# [The problem]
Select, from the material below, each line with "components" in it.

# [Dataset]
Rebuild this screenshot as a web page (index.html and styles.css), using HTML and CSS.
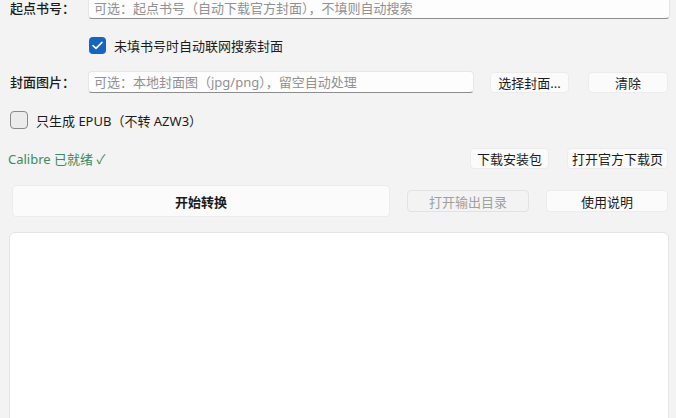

* * *

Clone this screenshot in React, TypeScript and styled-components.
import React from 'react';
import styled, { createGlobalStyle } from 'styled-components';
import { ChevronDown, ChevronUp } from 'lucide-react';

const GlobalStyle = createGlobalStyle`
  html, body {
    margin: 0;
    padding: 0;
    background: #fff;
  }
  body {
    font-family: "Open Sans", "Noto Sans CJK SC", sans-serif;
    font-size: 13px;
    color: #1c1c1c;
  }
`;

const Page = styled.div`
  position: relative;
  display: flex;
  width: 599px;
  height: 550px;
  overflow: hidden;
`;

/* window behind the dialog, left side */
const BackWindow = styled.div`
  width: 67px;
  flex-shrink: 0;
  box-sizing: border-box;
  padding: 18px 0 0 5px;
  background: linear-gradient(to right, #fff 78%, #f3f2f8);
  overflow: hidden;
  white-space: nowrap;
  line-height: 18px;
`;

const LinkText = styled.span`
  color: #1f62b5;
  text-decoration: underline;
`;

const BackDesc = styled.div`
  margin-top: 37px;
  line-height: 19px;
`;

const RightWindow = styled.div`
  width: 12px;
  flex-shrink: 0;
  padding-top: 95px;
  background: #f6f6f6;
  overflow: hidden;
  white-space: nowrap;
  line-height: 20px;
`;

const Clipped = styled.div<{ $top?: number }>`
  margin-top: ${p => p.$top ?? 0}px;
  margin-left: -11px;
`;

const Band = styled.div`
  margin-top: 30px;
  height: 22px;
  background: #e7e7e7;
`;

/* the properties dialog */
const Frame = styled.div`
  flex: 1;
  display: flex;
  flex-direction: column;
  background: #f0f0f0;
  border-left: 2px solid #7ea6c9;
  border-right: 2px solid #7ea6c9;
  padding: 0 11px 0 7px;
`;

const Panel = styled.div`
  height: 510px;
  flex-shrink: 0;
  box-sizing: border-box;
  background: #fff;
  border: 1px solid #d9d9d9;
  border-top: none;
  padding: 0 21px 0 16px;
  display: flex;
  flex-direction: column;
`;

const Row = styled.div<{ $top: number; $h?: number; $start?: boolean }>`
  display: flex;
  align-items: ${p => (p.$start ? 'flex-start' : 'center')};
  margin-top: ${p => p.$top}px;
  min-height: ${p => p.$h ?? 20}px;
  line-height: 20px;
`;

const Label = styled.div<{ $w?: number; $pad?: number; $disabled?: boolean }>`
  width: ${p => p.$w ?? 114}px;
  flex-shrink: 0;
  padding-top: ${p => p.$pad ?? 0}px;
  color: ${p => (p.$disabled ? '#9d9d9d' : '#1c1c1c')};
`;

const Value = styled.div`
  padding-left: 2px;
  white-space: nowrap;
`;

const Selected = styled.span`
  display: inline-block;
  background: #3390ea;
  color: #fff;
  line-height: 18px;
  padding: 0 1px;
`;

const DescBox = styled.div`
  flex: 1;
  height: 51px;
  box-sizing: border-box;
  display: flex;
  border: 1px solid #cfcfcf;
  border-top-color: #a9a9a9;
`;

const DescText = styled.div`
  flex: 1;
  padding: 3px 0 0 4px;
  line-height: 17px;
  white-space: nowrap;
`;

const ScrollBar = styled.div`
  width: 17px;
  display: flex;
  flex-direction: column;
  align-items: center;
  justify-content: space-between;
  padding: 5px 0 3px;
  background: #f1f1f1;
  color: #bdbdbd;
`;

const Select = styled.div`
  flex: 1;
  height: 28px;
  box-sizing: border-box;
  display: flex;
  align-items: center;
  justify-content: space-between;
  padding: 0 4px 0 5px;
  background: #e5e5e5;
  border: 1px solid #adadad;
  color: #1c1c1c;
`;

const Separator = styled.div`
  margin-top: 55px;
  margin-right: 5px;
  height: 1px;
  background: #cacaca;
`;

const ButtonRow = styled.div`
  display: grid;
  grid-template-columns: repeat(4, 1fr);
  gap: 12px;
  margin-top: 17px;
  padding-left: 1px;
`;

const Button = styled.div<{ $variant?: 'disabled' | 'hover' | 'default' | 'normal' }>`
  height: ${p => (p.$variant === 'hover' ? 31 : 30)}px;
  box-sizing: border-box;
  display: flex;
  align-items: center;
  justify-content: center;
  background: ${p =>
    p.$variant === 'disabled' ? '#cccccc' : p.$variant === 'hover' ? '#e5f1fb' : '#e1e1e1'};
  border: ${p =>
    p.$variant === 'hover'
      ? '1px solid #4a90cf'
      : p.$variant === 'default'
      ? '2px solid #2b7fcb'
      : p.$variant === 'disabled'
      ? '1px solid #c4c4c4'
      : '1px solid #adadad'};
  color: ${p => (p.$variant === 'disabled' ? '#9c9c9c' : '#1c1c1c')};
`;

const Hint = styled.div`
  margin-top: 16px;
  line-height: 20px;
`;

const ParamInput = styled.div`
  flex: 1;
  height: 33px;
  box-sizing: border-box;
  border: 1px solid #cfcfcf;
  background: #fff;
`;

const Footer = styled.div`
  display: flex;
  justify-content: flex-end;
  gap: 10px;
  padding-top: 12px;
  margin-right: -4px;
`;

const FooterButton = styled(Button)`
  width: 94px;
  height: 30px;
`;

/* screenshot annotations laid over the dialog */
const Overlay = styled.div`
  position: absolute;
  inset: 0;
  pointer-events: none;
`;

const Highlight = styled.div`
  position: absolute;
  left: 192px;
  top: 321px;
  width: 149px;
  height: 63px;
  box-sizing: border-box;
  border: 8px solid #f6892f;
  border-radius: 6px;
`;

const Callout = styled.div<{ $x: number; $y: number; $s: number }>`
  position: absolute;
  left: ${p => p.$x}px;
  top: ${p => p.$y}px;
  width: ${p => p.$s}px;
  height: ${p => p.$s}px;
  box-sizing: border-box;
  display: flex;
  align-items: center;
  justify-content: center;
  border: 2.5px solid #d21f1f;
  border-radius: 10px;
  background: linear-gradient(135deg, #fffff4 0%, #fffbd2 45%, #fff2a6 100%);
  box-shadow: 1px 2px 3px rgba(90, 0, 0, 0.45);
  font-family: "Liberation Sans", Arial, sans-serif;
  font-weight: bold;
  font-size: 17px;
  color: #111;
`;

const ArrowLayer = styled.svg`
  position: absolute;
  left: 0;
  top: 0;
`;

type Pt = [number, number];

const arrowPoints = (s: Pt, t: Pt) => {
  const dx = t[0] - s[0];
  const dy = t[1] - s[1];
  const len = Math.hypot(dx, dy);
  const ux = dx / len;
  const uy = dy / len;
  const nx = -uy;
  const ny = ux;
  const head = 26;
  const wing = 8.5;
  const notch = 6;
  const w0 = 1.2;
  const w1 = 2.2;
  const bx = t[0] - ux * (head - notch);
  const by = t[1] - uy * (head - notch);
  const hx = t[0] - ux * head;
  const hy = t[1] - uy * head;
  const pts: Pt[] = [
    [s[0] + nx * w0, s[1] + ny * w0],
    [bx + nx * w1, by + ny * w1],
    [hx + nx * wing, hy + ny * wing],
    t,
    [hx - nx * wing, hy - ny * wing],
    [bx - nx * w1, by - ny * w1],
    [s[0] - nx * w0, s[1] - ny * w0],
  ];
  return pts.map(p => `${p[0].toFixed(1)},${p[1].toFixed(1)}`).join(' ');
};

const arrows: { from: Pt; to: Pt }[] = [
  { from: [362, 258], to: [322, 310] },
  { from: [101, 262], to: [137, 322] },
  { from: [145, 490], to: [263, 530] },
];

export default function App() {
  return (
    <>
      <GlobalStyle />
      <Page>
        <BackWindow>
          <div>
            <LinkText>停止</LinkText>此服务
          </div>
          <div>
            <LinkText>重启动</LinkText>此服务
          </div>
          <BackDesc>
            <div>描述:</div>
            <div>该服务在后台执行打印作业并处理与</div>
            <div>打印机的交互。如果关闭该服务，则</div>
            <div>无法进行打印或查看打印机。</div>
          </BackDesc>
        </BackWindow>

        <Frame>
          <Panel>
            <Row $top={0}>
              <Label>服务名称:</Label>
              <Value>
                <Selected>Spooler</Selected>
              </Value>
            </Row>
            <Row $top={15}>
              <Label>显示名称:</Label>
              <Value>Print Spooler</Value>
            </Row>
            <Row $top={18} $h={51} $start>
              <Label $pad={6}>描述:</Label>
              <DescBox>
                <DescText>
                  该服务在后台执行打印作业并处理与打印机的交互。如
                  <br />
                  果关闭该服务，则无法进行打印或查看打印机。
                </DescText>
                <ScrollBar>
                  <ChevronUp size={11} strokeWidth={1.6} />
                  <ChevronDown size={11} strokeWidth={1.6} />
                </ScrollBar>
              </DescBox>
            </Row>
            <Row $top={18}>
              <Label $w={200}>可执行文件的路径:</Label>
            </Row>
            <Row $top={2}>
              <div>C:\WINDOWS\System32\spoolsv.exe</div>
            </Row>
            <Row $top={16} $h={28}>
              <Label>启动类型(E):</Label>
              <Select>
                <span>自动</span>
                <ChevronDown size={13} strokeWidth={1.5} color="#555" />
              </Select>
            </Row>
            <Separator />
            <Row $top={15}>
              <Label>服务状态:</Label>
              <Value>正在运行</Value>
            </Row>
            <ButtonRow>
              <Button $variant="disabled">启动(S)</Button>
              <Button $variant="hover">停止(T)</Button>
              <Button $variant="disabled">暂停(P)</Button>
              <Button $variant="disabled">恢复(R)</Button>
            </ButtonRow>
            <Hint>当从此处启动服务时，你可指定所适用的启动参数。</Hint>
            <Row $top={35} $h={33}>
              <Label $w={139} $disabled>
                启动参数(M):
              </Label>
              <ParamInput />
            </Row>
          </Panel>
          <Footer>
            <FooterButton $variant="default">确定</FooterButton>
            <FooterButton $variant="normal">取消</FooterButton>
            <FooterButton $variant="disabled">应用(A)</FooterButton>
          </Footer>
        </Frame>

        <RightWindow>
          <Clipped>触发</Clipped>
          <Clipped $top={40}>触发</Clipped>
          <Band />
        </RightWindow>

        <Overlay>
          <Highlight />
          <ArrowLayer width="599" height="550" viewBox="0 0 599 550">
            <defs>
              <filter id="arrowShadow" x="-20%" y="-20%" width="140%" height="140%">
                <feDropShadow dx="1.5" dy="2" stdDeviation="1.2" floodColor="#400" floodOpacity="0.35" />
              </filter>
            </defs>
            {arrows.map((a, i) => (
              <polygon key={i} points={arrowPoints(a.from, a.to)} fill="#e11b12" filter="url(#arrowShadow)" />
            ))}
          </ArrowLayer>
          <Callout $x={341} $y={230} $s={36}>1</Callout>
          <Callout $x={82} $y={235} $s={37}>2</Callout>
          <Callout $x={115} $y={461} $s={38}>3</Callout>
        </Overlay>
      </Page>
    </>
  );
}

# [Output of the task]
Clone this screenshot in React, TypeScript and styled-components.
import styled, { createGlobalStyle } from 'styled-components';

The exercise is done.